[Data segment]
******************************
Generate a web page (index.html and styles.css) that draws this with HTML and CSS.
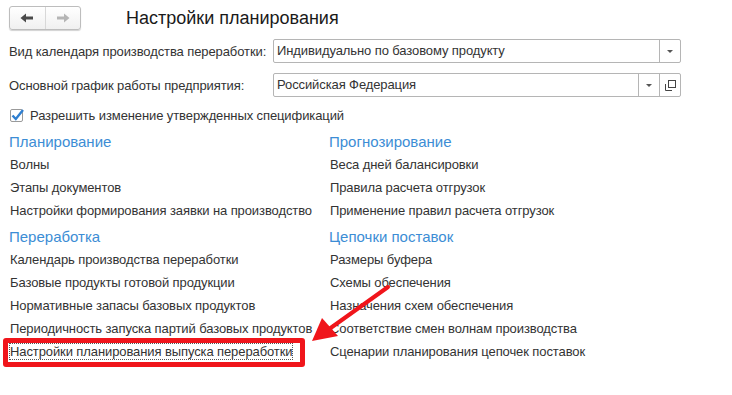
FILE: index.html
```html
<!DOCTYPE html>
<html lang="ru">
<head>
<meta charset="utf-8">
<link rel="stylesheet" href="styles.css">
</head>
<body>
<div class="page">
  <div class="header">
    <div class="nav">
      <button class="navbtn back"><svg width="14" height="10" viewBox="0 0 14 10"><path d="M0.5 5 L6 0.5 L6 3.5 L13 3.5 L13 6.5 L6 6.5 L6 9.5 Z" fill="#4a4a4a"/></svg></button>
      <button class="navbtn fwd"><svg width="14" height="10" viewBox="0 0 14 10"><path d="M13.5 5 L8 0.5 L8 3.5 L1 3.5 L1 6.5 L8 6.5 L8 9.5 Z" fill="#b5b5b5"/></svg></button>
    </div>
    <h1 class="title">Настройки планирования</h1>
  </div>

  <div class="field">
    <span class="label">Вид календаря производства переработки:</span>
    <div class="input">
      <span class="value">Индивидуально по базовому продукту</span>
      <span class="ibtn"><span class="tri"></span></span>
    </div>
  </div>
  <div class="field">
    <span class="label">Основной график работы предприятия:</span>
    <div class="input">
      <span class="value">Российская Федерация</span>
      <span class="ibtn"><span class="tri"></span></span>
      <span class="ibtn"><svg width="11" height="11" viewBox="0 0 11 11"><rect x="3.5" y="0.5" width="7" height="7" fill="none" stroke="#444"/><path d="M0.5 4 V10.5 H7" fill="none" stroke="#444"/></svg></span>
    </div>
  </div>

  <label class="check">
    <span class="box"><svg width="13" height="12" viewBox="0 0 13 12"><path d="M1.5 6.5 L4.8 10 L12 1" fill="none" stroke="#2f7fd0" stroke-width="2.4"/></svg></span>
    <span>Разрешить изменение утвержденных спецификаций</span>
  </label>

  <div class="cols">
    <div class="col">
      <div class="head">Планирование</div>
      <div class="item">Волны</div>
      <div class="item">Этапы документов</div>
      <div class="item">Настройки формирования заявки на производство</div>
      <div class="head">Переработка</div>
      <div class="item">Календарь производства переработки</div>
      <div class="item">Базовые продукты готовой продукции</div>
      <div class="item">Нормативные запасы базовых продуктов</div>
      <div class="item">Периодичность запуска партий базовых продуктов</div>
      <div class="item"><span class="focus">Настройки планирования выпуска переработки</span></div>
    </div>
    <div class="col">
      <div class="head">Прогнозирование</div>
      <div class="item">Веса дней балансировки</div>
      <div class="item">Правила расчета отгрузок</div>
      <div class="item">Применение правил расчета отгрузок</div>
      <div class="head">Цепочки поставок</div>
      <div class="item">Размеры буфера</div>
      <div class="item">Схемы обеспечения</div>
      <div class="item">Назначения схем обеспечения</div>
      <div class="item">Соответствие смен волнам производства</div>
      <div class="item">Сценарии планирования цепочек поставок</div>
    </div>
  </div>

  <div class="redbox"></div>
  <svg class="arrow" width="732" height="395" viewBox="0 0 732 395">
    <line x1="388" y1="287" x2="325" y2="332" stroke="#f0151b" stroke-width="4" stroke-linecap="round"/>
    <path d="M312 341 L322 318 L338 336 Z" fill="#f0151b"/>
  </svg>
</div>
</body>
</html>
```

FILE: styles.css
```css
html, body {
  margin: 0;
  padding: 0;
  background: #fff;
}
.page {
  position: relative;
  width: 732px;
  height: 395px;
  font-family: "Liberation Sans", Arial, sans-serif;
  font-size: 13px;
  letter-spacing: -0.1px;
  color: #333;
  overflow: hidden;
}
.header {
  display: flex;
  align-items: center;
  height: 34px;
  padding-left: 9px;
}
.nav {
  display: flex;
  width: 72px;
  height: 24px;
  box-sizing: border-box;
  border: 1px solid #bdbdbd;
  border-radius: 3px;
  background: linear-gradient(#ffffff, #f0f0f0);
  box-shadow: 0 1px 1px rgba(0,0,0,0.18);
  margin-top: 1px;
}
.navbtn {
  flex: 1;
  border: 0;
  background: transparent;
  padding: 0;
  display: flex;
  align-items: center;
  justify-content: center;
}
.navbtn.back {
  border-right: 1px solid #d8d8d8;
}
.title {
  margin: 0 0 0 45px;
  font-size: 18px;
  font-weight: normal;
  letter-spacing: 0;
  color: #1a1a1a;
  line-height: 22px;
  padding-top: 1px;
}
.field {
  display: flex;
  align-items: center;
  height: 24px;
  margin-top: 5px;
  margin-bottom: 10px;
  padding-left: 9px;
}
.field + .field {
  margin-top: 0;
}
.label {
  width: 264px;
  white-space: nowrap;
}
.input {
  display: flex;
  width: 408px;
  height: 24px;
  box-sizing: border-box;
  border: 1px solid #b5b5b5;
  border-radius: 2px;
  background: #fff;
}
.value {
  flex: 1;
  padding-left: 3px;
  line-height: 22px;
  white-space: nowrap;
}
.ibtn {
  width: 20px;
  border-left: 1px solid #b5b5b5;
  display: flex;
  align-items: center;
  justify-content: center;
}
.tri {
  width: 0;
  height: 0;
  border-left: 3px solid transparent;
  border-right: 3px solid transparent;
  border-top: 3px solid #555;
}
.check {
  display: flex;
  align-items: center;
  height: 18px;
  padding-left: 10px;
  margin-top: -1px;
}
.box {
  width: 13px;
  height: 13px;
  box-sizing: border-box;
  border: 1px solid #9a9a9a;
  border-radius: 2px;
  background: #fff;
  margin-right: 7px;
  position: relative;
}
.box svg {
  position: absolute;
  left: 0;
  top: -1px;
}
.cols {
  display: flex;
  padding-left: 9px;
  margin-top: 3px;
}
.col {
  display: flex;
  flex-direction: column;
  width: 320px;
}
.head {
  height: 26px;
  line-height: 30px;
  font-size: 15px;
  letter-spacing: 0;
  color: #3c8dd5;
}
.item {
  height: 23px;
  line-height: 23px;
  padding-left: 1px;
  white-space: nowrap;
}
.focus {
  outline: 1px dotted #555;
  outline-offset: 0;
}
.redbox {
  position: absolute;
  left: 3px;
  top: 338px;
  width: 292px;
  height: 19px;
  border: 5px solid #f0151b;
  border-radius: 3px;
}
.arrow {
  position: absolute;
  left: 0;
  top: 0;
  pointer-events: none;
}
```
******************************
[Request] Write the material out again exactly as it appears, dropping the pictures.

[Worked solution]
Generate a web page (index.html and styles.css) that draws this with HTML and CSS.
FILE: index.html
```html
<!DOCTYPE html>
<html lang="ru">
<head>
<meta charset="utf-8">
<link rel="stylesheet" href="styles.css">
</head>
<body>
<div class="page">
  <div class="header">
    <div class="nav">
      <button class="navbtn back"><svg width="14" height="10" viewBox="0 0 14 10"><path d="M0.5 5 L6 0.5 L6 3.5 L13 3.5 L13 6.5 L6 6.5 L6 9.5 Z" fill="#4a4a4a"/></svg></button>
      <button class="navbtn fwd"><svg width="14" height="10" viewBox="0 0 14 10"><path d="M13.5 5 L8 0.5 L8 3.5 L1 3.5 L1 6.5 L8 6.5 L8 9.5 Z" fill="#b5b5b5"/></svg></button>
    </div>
    <h1 class="title">Настройки планирования</h1>
  </div>

  <div class="field">
    <span class="label">Вид календаря производства переработки:</span>
    <div class="input">
      <span class="value">Индивидуально по базовому продукту</span>
      <span class="ibtn"><span class="tri"></span></span>
    </div>
  </div>
  <div class="field">
    <span class="label">Основной график работы предприятия:</span>
    <div class="input">
      <span class="value">Российская Федерация</span>
      <span class="ibtn"><span class="tri"></span></span>
      <span class="ibtn"><svg width="11" height="11" viewBox="0 0 11 11"><rect x="3.5" y="0.5" width="7" height="7" fill="none" stroke="#444"/><path d="M0.5 4 V10.5 H7" fill="none" stroke="#444"/></svg></span>
    </div>
  </div>

  <label class="check">
    <span class="box"><svg width="13" height="12" viewBox="0 0 13 12"><path d="M1.5 6.5 L4.8 10 L12 1" fill="none" stroke="#2f7fd0" stroke-width="2.4"/></svg></span>
    <span>Разрешить изменение утвержденных спецификаций</span>
  </label>

  <div class="cols">
    <div class="col">
      <div class="head">Планирование</div>
      <div class="item">Волны</div>
      <div class="item">Этапы документов</div>
      <div class="item">Настройки формирования заявки на производство</div>
      <div class="head">Переработка</div>
      <div class="item">Календарь производства переработки</div>
      <div class="item">Базовые продукты готовой продукции</div>
      <div class="item">Нормативные запасы базовых продуктов</div>
      <div class="item">Периодичность запуска партий базовых продуктов</div>
      <div class="item"><span class="focus">Настройки планирования выпуска переработки</span></div>
    </div>
    <div class="col">
      <div class="head">Прогнозирование</div>
      <div class="item">Веса дней балансировки</div>
      <div class="item">Правила расчета отгрузок</div>
      <div class="item">Применение правил расчета отгрузок</div>
      <div class="head">Цепочки поставок</div>
      <div class="item">Размеры буфера</div>
      <div class="item">Схемы обеспечения</div>
      <div class="item">Назначения схем обеспечения</div>
      <div class="item">Соответствие смен волнам производства</div>
      <div class="item">Сценарии планирования цепочек поставок</div>
    </div>
  </div>

  <div class="redbox"></div>
  <svg class="arrow" width="732" height="395" viewBox="0 0 732 395">
    <line x1="388" y1="287" x2="325" y2="332" stroke="#f0151b" stroke-width="4" stroke-linecap="round"/>
    <path d="M312 341 L322 318 L338 336 Z" fill="#f0151b"/>
  </svg>
</div>
</body>
</html>
```

FILE: styles.css
```css
html, body {
  margin: 0;
  padding: 0;
  background: #fff;
}
.page {
  position: relative;
  width: 732px;
  height: 395px;
  font-family: "Liberation Sans", Arial, sans-serif;
  font-size: 13px;
  letter-spacing: -0.1px;
  color: #333;
  overflow: hidden;
}
.header {
  display: flex;
  align-items: center;
  height: 34px;
  padding-left: 9px;
}
.nav {
  display: flex;
  width: 72px;
  height: 24px;
  box-sizing: border-box;
  border: 1px solid #bdbdbd;
  border-radius: 3px;
  background: linear-gradient(#ffffff, #f0f0f0);
  box-shadow: 0 1px 1px rgba(0,0,0,0.18);
  margin-top: 1px;
}
.navbtn {
  flex: 1;
  border: 0;
  background: transparent;
  padding: 0;
  display: flex;
  align-items: center;
  justify-content: center;
}
.navbtn.back {
  border-right: 1px solid #d8d8d8;
}
.title {
  margin: 0 0 0 45px;
  font-size: 18px;
  font-weight: normal;
  letter-spacing: 0;
  color: #1a1a1a;
  line-height: 22px;
  padding-top: 1px;
}
.field {
  display: flex;
  align-items: center;
  height: 24px;
  margin-top: 5px;
  margin-bottom: 10px;
  padding-left: 9px;
}
.field + .field {
  margin-top: 0;
}
.label {
  width: 264px;
  white-space: nowrap;
}
.input {
  display: flex;
  width: 408px;
  height: 24px;
  box-sizing: border-box;
  border: 1px solid #b5b5b5;
  border-radius: 2px;
  background: #fff;
}
.value {
  flex: 1;
  padding-left: 3px;
  line-height: 22px;
  white-space: nowrap;
}
.ibtn {
  width: 20px;
  border-left: 1px solid #b5b5b5;
  display: flex;
  align-items: center;
  justify-content: center;
}
.tri {
  width: 0;
  height: 0;
  border-left: 3px solid transparent;
  border-right: 3px solid transparent;
  border-top: 3px solid #555;
}
.check {
  display: flex;
  align-items: center;
  height: 18px;
  padding-left: 10px;
  margin-top: -1px;
}
.box {
  width: 13px;
  height: 13px;
  box-sizing: border-box;
  border: 1px solid #9a9a9a;
  border-radius: 2px;
  background: #fff;
  margin-right: 7px;
  position: relative;
}
.box svg {
  position: absolute;
  left: 0;
  top: -1px;
}
.cols {
  display: flex;
  padding-left: 9px;
  margin-top: 3px;
}
.col {
  display: flex;
  flex-direction: column;
  width: 320px;
}
.head {
  height: 26px;
  line-height: 30px;
  font-size: 15px;
  letter-spacing: 0;
  color: #3c8dd5;
}
.item {
  height: 23px;
  line-height: 23px;
  padding-left: 1px;
  white-space: nowrap;
}
.focus {
  outline: 1px dotted #555;
  outline-offset: 0;
}
.redbox {
  position: absolute;
  left: 3px;
  top: 338px;
  width: 292px;
  height: 19px;
  border: 5px solid #f0151b;
  border-radius: 3px;
}
.arrow {
  position: absolute;
  left: 0;
  top: 0;
  pointer-events: none;
}
```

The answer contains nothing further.